[Entries with page source code]
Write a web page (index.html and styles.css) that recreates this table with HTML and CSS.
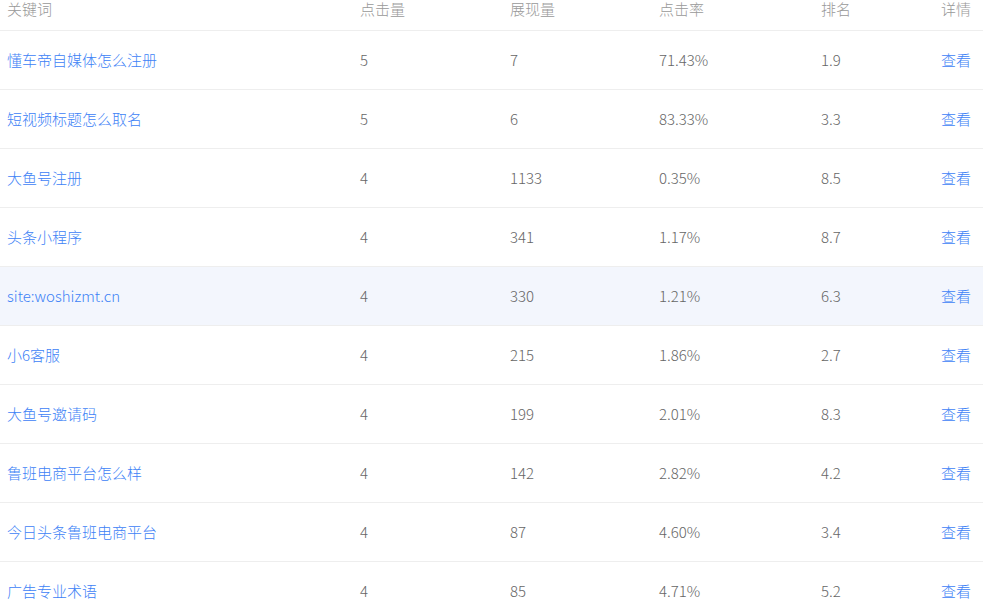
FILE: index.html
```html
<!DOCTYPE html>
<html lang="zh-CN">
<head>
    <meta charset="UTF-8">
    <title>关键词列表</title>
    <link rel="stylesheet" href="styles.css">
</head>
<body>
    <table class="kw-table">
        <colgroup>
            <col class="c-kw">
            <col class="c-click">
            <col class="c-show">
            <col class="c-rate">
            <col class="c-rank">
            <col class="c-more">
        </colgroup>
        <thead>
            <tr>
                <th>关键词</th>
                <th>点击量</th>
                <th>展现量</th>
                <th>点击率</th>
                <th>排名</th>
                <th class="more">详情</th>
            </tr>
        </thead>
        <tbody>
            <tr><td><a href="#">懂车帝自媒体怎么注册</a></td><td>5</td><td>7</td><td>71.43%</td><td>1.9</td><td class="more"><a href="#">查看</a></td></tr>
            <tr><td><a href="#">短视频标题怎么取名</a></td><td>5</td><td>6</td><td>83.33%</td><td>3.3</td><td class="more"><a href="#">查看</a></td></tr>
            <tr><td><a href="#">大鱼号注册</a></td><td>4</td><td>1133</td><td>0.35%</td><td>8.5</td><td class="more"><a href="#">查看</a></td></tr>
            <tr><td><a href="#">头条小程序</a></td><td>4</td><td>341</td><td>1.17%</td><td>8.7</td><td class="more"><a href="#">查看</a></td></tr>
            <tr class="active"><td><a href="#">site:woshizmt.cn</a></td><td>4</td><td>330</td><td>1.21%</td><td>6.3</td><td class="more"><a href="#">查看</a></td></tr>
            <tr><td><a href="#">小6客服</a></td><td>4</td><td>215</td><td>1.86%</td><td>2.7</td><td class="more"><a href="#">查看</a></td></tr>
            <tr><td><a href="#">大鱼号邀请码</a></td><td>4</td><td>199</td><td>2.01%</td><td>8.3</td><td class="more"><a href="#">查看</a></td></tr>
            <tr><td><a href="#">鲁班电商平台怎么样</a></td><td>4</td><td>142</td><td>2.82%</td><td>4.2</td><td class="more"><a href="#">查看</a></td></tr>
            <tr><td><a href="#">今日头条鲁班电商平台</a></td><td>4</td><td>87</td><td>4.60%</td><td>3.4</td><td class="more"><a href="#">查看</a></td></tr>
            <tr><td><a href="#">广告专业术语</a></td><td>4</td><td>85</td><td>4.71%</td><td>5.2</td><td class="more"><a href="#">查看</a></td></tr>
        </tbody>
    </table>
</body>
</html>
```

FILE: styles.css
```css
/* Couleurs */
:root {
    --text: #666666;
    --head: #999999;
    --link: #3d82f6;
    --line: #eeeeee;
    --hover: #f3f6fd;
}

* {
    box-sizing: border-box;
    margin: 0;
    padding: 0;
}

body {
    font-family: "Microsoft YaHei", "Noto Sans CJK SC", "Noto Sans", sans-serif;
    font-size: 15px;
    font-weight: 300;
    color: var(--text);
    background: #ffffff;
    overflow: hidden;
}

.kw-table {
    width: 983px;
    border-collapse: collapse;
    table-layout: fixed;
}

.c-kw { width: 353px; }
.c-click { width: 150px; }
.c-show { width: 149px; }
.c-rate { width: 162px; }
.c-rank { width: 110px; }
.c-more { width: 59px; }

th {
    font-weight: 300;
    color: var(--head);
    text-align: left;
    height: 30px;
    line-height: 17px;
    vertical-align: top;
    padding: 0 0 0 7px;
    border-bottom: 1px solid var(--line);
}

td {
    height: 59px;
    line-height: 18px;
    padding: 0 0 0 7px;
    border-bottom: 1px solid var(--line);
    white-space: nowrap;
}

th.more,
td.more {
    text-align: right;
    padding-right: 12px;
    padding-left: 0;
}

tr.active td {
    background: var(--hover);
}

a {
    color: var(--link);
    text-decoration: none;
}
```
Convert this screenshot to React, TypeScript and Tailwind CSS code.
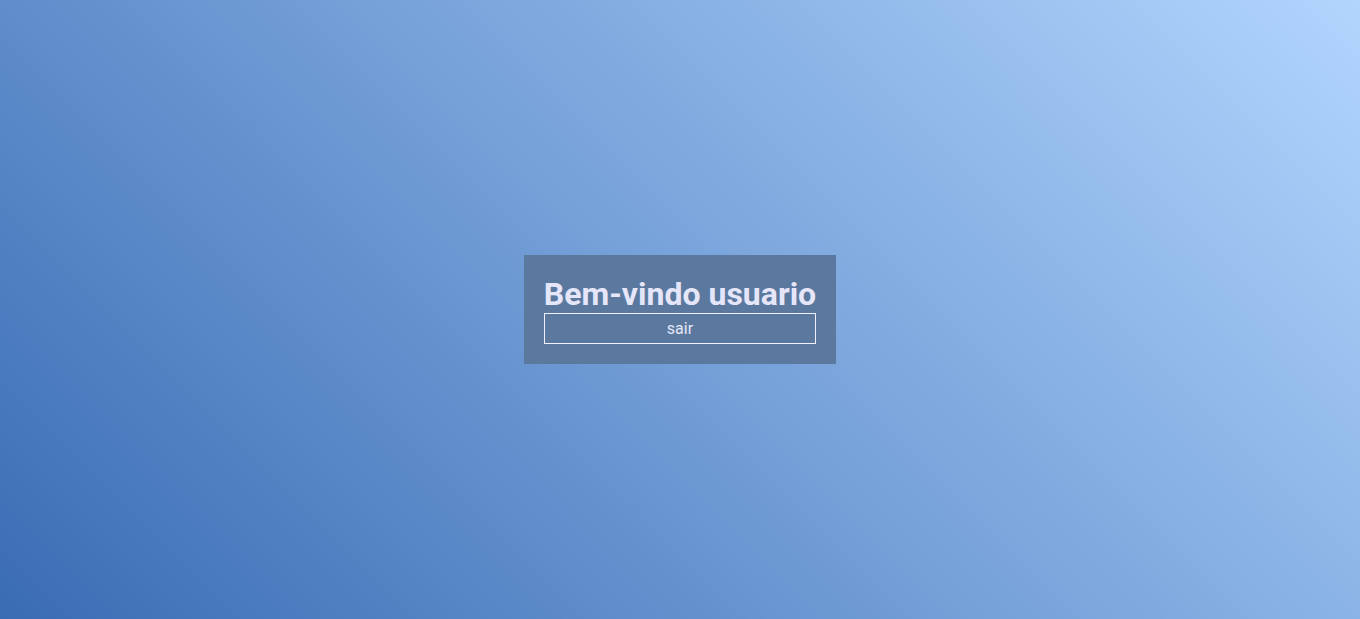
export default function App() {
  return (
    <div className="flex h-[619px] w-full items-center justify-center bg-[linear-gradient(45deg,#3a6cb4,#b1d5fd)] font-['Roboto',sans-serif]">
      <div className="flex flex-col bg-[#5b799e] p-5">
        <h1 className="text-[32px] font-bold leading-[38px] text-[#e6e6fa]">
          Bem-vindo usuario
        </h1>
        <button className="h-[31px] w-full border border-[#f0f0ff] bg-transparent text-base text-[#e6e6fa]">
          sair
        </button>
      </div>
    </div>
  );
}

> [THE EXERCISE] Reproduce exactly and only the lines from the line that contains "Convert this screenshot" to the end of the data above, both ends included. No pictures go in the copy.

> [RESULT FOR THIS EXERCISE]
Convert this screenshot to React, TypeScript and Tailwind CSS code.
export default function App() {
  return (
    <div className="flex h-[619px] w-full items-center justify-center bg-[linear-gradient(45deg,#3a6cb4,#b1d5fd)] font-['Roboto',sans-serif]">
      <div className="flex flex-col bg-[#5b799e] p-5">
        <h1 className="text-[32px] font-bold leading-[38px] text-[#e6e6fa]">
          Bem-vindo usuario
        </h1>
        <button className="h-[31px] w-full border border-[#f0f0ff] bg-transparent text-base text-[#e6e6fa]">
          sair
        </button>
      </div>
    </div>
  );
}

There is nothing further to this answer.